[start]

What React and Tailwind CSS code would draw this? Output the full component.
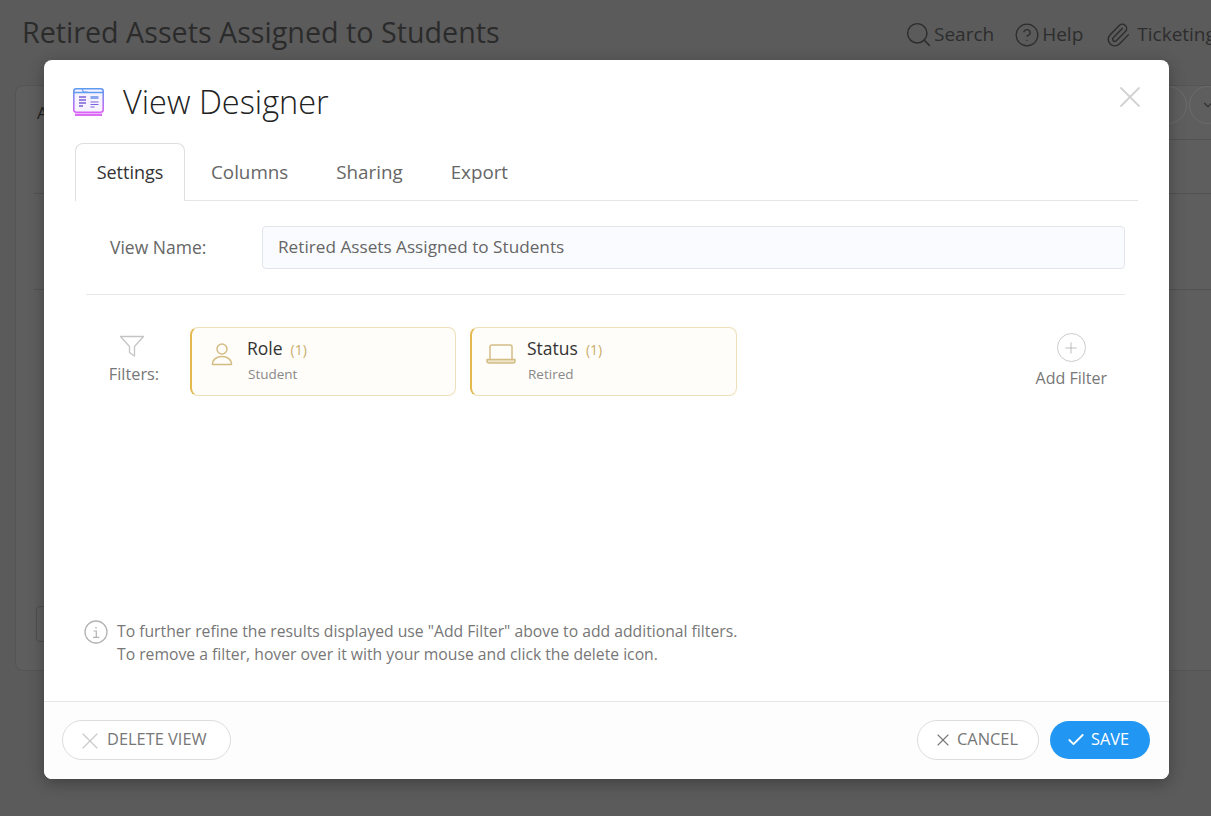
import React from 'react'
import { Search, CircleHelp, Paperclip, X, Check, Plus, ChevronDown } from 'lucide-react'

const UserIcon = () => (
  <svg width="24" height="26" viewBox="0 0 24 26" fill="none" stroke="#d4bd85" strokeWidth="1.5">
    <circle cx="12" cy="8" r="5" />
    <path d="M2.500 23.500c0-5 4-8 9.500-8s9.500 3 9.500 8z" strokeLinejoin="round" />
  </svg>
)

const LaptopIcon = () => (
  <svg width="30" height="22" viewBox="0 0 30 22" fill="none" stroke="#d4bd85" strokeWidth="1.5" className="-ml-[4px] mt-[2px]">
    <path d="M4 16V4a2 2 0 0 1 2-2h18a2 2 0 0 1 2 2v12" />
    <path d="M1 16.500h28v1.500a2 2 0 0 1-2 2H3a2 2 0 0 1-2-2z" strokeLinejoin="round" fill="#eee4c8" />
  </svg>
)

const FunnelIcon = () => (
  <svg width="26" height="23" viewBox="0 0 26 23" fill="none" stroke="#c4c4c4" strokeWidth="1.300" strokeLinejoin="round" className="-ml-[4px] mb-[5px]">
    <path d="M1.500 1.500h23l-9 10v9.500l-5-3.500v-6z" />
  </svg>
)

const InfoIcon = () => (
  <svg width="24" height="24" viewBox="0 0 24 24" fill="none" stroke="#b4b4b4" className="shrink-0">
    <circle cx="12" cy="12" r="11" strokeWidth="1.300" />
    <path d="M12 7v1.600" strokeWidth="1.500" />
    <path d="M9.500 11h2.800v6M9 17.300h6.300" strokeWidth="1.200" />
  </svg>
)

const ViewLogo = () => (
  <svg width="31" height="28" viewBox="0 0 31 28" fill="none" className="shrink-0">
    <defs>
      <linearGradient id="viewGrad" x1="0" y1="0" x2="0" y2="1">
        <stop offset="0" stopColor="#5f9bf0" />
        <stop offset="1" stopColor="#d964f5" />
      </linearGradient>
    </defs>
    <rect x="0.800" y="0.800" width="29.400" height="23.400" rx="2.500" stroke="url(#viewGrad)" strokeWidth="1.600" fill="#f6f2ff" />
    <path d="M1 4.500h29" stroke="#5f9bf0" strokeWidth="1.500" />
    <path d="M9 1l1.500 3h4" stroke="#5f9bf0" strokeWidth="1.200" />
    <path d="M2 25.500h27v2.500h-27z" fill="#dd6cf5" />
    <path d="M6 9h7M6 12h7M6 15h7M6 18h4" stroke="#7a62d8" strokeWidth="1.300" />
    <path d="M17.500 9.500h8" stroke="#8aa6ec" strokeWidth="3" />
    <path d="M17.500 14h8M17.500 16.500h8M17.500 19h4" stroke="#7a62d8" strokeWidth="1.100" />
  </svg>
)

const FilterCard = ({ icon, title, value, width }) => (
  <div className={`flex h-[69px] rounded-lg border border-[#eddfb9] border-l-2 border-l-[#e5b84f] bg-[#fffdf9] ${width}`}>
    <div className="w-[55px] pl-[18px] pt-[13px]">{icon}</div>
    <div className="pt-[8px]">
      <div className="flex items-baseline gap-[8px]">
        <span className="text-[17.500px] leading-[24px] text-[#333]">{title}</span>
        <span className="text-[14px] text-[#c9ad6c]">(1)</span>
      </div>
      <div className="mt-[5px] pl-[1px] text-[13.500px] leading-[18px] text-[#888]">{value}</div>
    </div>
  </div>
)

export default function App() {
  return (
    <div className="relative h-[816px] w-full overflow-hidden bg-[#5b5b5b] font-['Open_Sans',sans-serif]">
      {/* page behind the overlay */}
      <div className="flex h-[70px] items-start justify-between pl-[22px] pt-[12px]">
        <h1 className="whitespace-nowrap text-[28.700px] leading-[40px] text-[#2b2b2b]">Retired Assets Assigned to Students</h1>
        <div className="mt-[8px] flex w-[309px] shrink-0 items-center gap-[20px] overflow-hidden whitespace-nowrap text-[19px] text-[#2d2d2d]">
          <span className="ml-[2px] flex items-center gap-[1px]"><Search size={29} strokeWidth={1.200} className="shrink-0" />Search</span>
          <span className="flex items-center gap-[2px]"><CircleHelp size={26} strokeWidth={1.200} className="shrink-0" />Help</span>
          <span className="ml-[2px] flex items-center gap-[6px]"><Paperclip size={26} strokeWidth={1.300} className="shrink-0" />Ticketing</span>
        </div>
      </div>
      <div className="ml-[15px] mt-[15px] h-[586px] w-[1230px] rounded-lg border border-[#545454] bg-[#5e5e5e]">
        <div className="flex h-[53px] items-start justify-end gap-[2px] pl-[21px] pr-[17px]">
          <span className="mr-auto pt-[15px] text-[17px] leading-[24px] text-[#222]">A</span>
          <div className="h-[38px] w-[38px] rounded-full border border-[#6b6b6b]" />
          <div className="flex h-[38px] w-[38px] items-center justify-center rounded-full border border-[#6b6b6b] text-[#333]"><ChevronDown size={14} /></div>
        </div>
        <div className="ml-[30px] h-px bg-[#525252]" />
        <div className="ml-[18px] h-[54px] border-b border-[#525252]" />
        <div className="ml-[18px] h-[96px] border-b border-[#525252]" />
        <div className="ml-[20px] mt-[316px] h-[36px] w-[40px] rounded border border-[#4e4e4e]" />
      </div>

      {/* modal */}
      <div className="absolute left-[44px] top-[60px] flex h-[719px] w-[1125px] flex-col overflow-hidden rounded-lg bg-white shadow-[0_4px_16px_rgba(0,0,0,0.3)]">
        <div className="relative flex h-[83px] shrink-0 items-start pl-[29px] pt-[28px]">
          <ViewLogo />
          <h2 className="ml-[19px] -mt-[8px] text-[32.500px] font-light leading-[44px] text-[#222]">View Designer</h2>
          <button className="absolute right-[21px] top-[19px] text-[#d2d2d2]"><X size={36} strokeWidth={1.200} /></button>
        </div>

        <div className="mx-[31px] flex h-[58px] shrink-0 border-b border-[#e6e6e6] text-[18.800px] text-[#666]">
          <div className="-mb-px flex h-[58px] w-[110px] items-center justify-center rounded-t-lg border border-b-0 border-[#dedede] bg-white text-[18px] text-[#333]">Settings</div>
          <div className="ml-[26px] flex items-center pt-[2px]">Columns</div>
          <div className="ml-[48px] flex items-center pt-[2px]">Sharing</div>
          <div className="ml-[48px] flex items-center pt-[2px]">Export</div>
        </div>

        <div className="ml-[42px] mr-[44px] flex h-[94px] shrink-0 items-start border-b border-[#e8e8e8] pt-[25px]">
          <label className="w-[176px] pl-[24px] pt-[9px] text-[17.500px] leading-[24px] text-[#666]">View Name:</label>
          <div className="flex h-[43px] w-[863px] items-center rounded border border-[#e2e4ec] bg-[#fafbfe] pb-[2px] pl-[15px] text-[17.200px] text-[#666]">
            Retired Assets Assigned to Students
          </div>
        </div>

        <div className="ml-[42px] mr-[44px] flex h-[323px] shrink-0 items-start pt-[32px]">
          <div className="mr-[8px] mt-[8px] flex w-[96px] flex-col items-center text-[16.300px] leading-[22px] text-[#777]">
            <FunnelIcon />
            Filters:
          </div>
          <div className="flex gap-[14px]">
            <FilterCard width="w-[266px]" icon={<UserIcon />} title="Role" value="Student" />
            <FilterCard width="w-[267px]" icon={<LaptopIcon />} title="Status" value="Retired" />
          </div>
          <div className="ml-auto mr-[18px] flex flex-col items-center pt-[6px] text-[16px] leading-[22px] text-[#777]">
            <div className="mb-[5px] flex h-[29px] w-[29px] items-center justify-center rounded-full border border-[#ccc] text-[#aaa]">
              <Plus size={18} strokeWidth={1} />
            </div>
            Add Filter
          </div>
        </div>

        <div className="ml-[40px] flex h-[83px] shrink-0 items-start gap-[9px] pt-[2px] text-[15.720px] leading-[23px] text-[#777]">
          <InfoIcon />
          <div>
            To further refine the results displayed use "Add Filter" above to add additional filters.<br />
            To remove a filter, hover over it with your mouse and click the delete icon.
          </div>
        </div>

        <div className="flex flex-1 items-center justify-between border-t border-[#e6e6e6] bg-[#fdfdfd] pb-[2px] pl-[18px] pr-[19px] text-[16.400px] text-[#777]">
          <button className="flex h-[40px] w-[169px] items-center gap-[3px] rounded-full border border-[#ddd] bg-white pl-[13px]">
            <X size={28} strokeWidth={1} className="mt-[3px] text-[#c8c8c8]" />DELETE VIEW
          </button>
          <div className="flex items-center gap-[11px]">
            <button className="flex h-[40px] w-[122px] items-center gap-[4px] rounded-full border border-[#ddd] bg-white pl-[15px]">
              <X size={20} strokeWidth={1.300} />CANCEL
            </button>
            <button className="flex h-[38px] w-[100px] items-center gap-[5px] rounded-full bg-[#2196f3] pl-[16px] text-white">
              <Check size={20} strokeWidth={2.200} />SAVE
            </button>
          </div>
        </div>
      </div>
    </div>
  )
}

[end]
[start]

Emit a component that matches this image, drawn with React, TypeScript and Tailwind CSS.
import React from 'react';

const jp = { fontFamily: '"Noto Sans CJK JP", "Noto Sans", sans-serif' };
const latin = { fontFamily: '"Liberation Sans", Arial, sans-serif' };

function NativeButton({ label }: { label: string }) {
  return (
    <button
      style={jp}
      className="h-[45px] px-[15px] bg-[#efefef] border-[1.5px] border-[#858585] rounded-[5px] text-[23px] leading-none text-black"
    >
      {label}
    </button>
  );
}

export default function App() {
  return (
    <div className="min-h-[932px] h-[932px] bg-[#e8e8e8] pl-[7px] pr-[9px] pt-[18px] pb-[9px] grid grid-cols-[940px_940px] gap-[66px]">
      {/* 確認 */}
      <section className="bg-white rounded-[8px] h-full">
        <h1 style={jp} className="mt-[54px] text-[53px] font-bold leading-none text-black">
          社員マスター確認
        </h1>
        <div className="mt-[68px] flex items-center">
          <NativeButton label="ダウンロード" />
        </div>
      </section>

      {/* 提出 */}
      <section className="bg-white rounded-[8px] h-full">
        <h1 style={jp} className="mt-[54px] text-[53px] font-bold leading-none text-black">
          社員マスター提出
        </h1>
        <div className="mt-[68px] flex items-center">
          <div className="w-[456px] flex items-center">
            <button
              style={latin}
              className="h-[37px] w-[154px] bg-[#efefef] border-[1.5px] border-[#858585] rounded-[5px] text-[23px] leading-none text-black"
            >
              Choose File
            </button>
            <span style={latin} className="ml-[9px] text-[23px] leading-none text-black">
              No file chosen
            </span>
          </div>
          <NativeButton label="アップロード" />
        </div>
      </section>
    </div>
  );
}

[end]

• _Stated problem_: Copy all lines from the listing that contain "this".

• _Written response_:
What React and Tailwind CSS code would draw this? Output the full component.
Emit a component that matches this image, drawn with React, TypeScript and Tailwind CSS.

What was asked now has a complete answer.